** BEGIN GIVEN DATA **
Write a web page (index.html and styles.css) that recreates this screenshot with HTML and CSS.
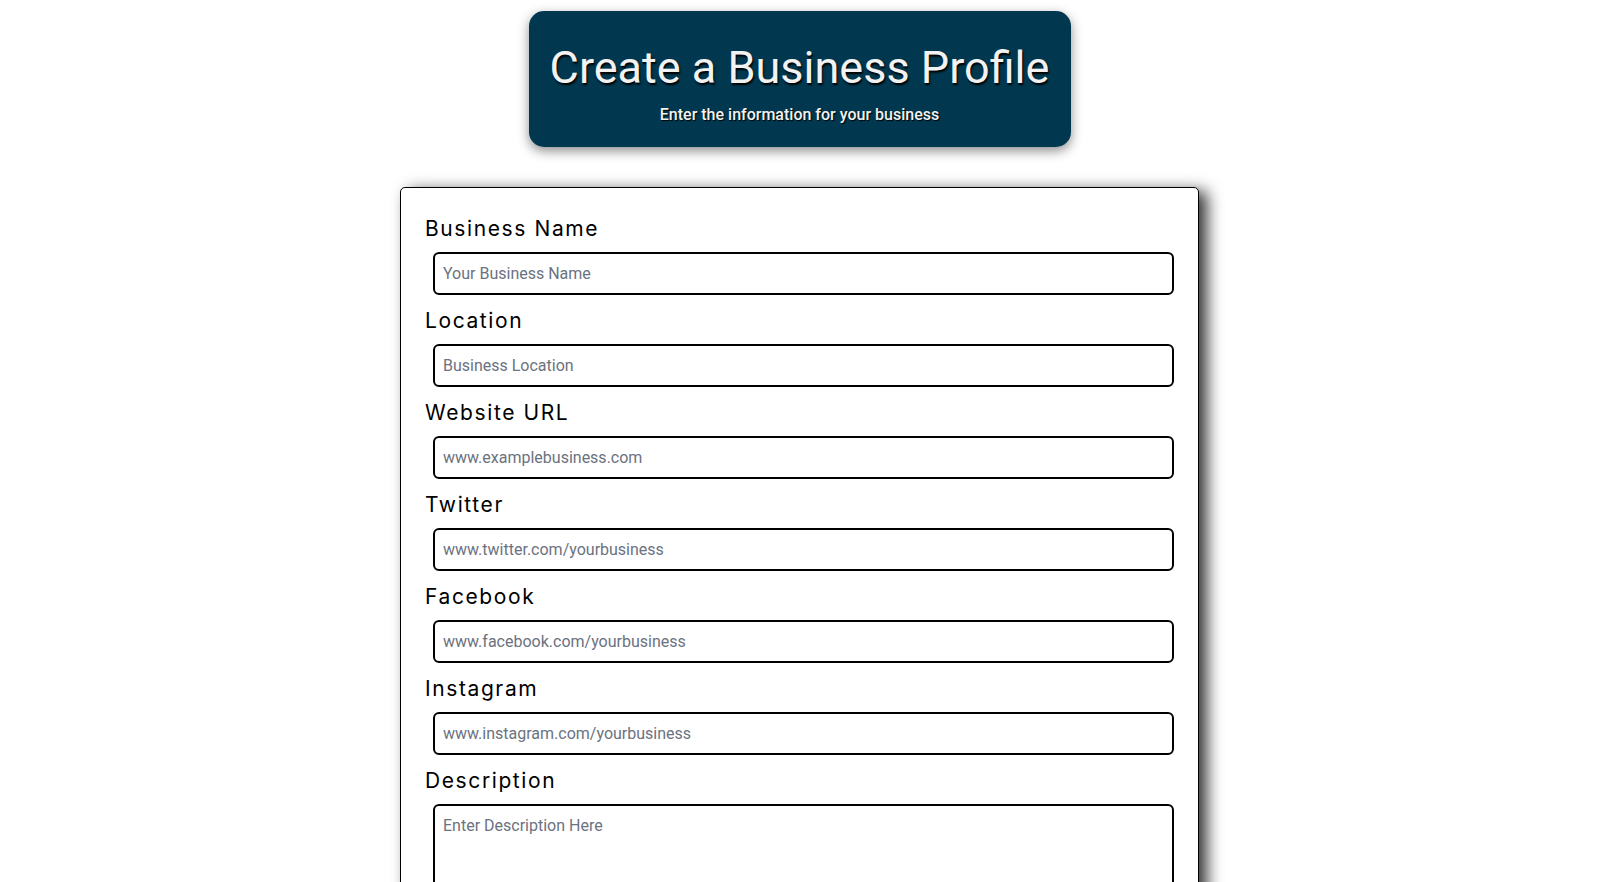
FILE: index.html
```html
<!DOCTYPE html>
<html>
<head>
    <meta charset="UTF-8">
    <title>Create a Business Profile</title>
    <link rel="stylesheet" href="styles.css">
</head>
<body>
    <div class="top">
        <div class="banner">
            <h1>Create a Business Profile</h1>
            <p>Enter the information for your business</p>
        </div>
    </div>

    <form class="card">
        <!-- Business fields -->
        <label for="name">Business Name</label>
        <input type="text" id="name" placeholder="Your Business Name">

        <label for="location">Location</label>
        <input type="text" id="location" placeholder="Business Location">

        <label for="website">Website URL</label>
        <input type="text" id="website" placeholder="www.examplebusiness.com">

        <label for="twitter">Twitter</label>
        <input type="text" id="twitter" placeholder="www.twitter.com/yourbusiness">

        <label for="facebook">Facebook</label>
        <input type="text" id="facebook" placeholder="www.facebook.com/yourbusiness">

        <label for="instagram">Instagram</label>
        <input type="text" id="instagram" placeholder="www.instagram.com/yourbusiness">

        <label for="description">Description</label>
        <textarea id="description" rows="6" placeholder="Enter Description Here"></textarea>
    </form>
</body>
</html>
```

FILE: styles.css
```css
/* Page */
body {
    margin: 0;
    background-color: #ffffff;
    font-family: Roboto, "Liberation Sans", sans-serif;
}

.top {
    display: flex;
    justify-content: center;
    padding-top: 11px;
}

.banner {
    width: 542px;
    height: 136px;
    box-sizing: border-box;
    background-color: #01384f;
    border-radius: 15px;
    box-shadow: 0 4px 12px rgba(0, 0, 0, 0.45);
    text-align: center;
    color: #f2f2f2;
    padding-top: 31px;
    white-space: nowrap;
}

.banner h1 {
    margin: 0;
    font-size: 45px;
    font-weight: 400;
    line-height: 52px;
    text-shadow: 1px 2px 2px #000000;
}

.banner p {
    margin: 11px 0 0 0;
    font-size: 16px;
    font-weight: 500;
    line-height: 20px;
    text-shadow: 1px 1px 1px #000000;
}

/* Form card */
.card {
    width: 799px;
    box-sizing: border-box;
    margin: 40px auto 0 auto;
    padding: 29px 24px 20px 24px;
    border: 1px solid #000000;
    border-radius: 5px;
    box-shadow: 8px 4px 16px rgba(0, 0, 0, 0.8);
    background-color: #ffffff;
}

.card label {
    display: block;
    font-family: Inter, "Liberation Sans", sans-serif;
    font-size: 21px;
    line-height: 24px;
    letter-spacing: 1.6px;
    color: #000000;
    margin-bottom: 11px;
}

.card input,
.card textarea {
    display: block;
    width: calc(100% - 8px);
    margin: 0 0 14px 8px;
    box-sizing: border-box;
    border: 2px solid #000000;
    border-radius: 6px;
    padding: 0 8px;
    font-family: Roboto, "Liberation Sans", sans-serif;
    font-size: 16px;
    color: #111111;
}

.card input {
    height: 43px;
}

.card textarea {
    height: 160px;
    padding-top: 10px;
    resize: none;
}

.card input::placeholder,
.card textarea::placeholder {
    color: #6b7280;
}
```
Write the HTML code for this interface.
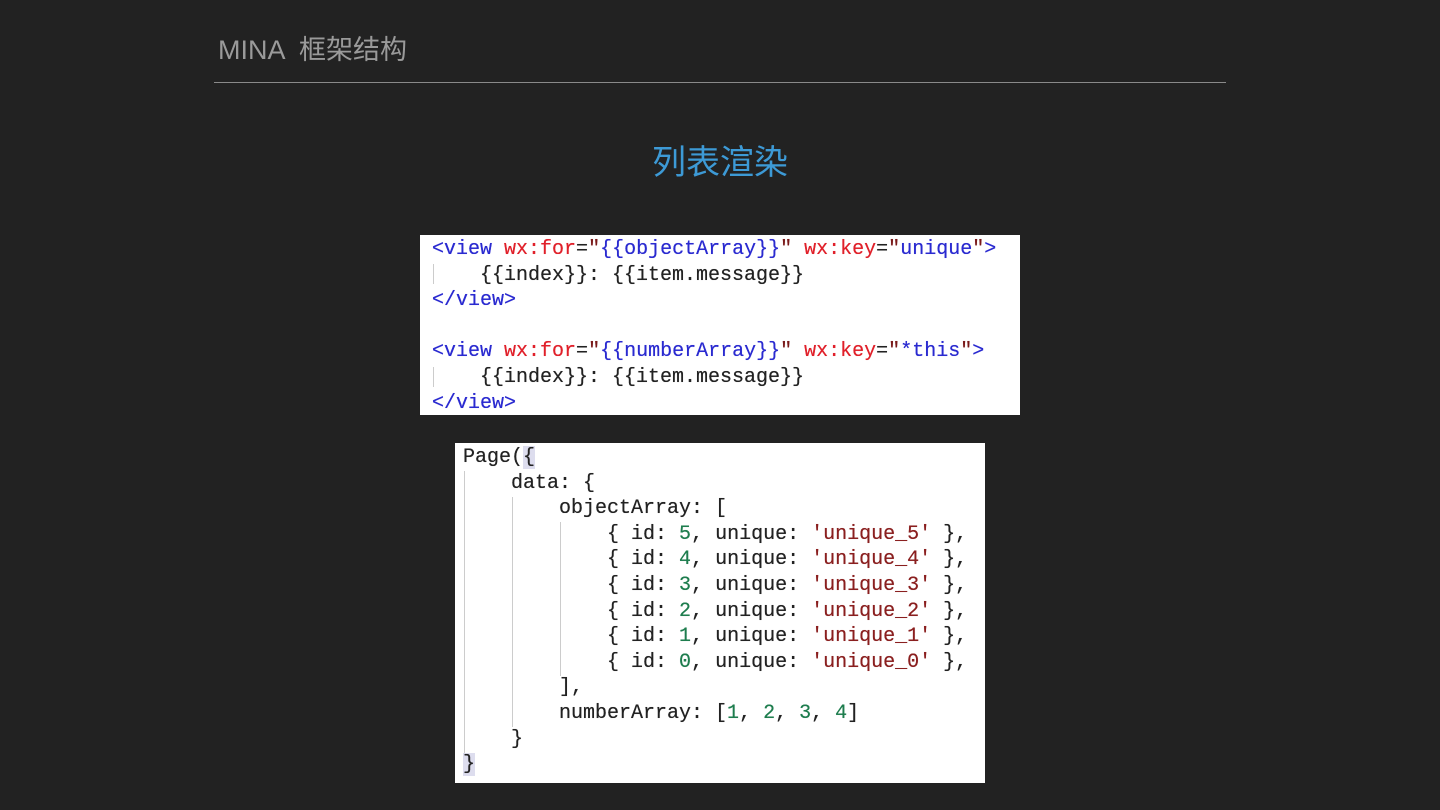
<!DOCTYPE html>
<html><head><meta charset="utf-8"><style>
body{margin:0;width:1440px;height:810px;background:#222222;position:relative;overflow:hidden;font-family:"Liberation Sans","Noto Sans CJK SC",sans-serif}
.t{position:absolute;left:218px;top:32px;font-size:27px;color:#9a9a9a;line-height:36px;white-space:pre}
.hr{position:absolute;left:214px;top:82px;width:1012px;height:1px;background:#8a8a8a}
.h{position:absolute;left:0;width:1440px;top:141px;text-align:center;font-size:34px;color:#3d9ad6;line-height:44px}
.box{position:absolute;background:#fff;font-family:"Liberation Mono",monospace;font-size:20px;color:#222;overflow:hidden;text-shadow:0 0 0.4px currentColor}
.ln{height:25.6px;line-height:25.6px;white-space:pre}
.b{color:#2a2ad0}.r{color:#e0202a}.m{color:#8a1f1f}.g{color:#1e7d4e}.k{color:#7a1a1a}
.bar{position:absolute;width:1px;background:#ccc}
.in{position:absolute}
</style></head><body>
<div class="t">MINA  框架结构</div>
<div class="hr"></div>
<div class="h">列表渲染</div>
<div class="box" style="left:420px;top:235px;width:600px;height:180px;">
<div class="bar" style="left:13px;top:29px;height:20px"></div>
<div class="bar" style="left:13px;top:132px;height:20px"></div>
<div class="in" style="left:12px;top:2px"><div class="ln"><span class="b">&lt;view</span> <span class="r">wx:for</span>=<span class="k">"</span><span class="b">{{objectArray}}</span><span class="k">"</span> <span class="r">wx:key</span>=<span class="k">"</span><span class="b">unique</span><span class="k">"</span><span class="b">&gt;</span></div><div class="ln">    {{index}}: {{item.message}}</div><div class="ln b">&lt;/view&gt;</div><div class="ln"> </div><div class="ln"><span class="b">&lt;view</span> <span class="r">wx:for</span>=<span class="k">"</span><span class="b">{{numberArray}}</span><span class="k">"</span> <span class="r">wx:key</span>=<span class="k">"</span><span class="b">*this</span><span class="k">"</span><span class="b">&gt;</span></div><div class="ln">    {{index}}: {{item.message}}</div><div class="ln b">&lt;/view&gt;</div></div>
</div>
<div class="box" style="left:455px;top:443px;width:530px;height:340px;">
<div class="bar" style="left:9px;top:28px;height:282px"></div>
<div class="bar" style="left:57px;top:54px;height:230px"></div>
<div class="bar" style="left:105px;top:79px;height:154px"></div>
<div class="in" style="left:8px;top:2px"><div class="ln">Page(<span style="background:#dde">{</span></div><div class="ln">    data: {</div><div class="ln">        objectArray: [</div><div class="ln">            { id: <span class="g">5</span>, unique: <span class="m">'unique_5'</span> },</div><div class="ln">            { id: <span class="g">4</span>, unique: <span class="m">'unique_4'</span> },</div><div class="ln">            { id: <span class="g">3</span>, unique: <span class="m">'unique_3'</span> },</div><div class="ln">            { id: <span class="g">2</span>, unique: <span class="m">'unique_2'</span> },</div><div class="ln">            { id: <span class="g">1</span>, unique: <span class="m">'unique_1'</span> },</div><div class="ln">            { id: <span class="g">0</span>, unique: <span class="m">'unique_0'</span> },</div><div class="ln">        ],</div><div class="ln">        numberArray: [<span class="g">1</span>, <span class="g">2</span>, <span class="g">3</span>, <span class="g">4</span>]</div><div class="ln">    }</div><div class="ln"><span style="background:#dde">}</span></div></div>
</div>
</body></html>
** END GIVEN DATA **
TASK DIRECTIONS: Pull out each line of the records holding the string "Write".

SOLUTION FOR THIS PROBLEM:
Write a web page (index.html and styles.css) that recreates this screenshot with HTML and CSS.
Write the HTML code for this interface.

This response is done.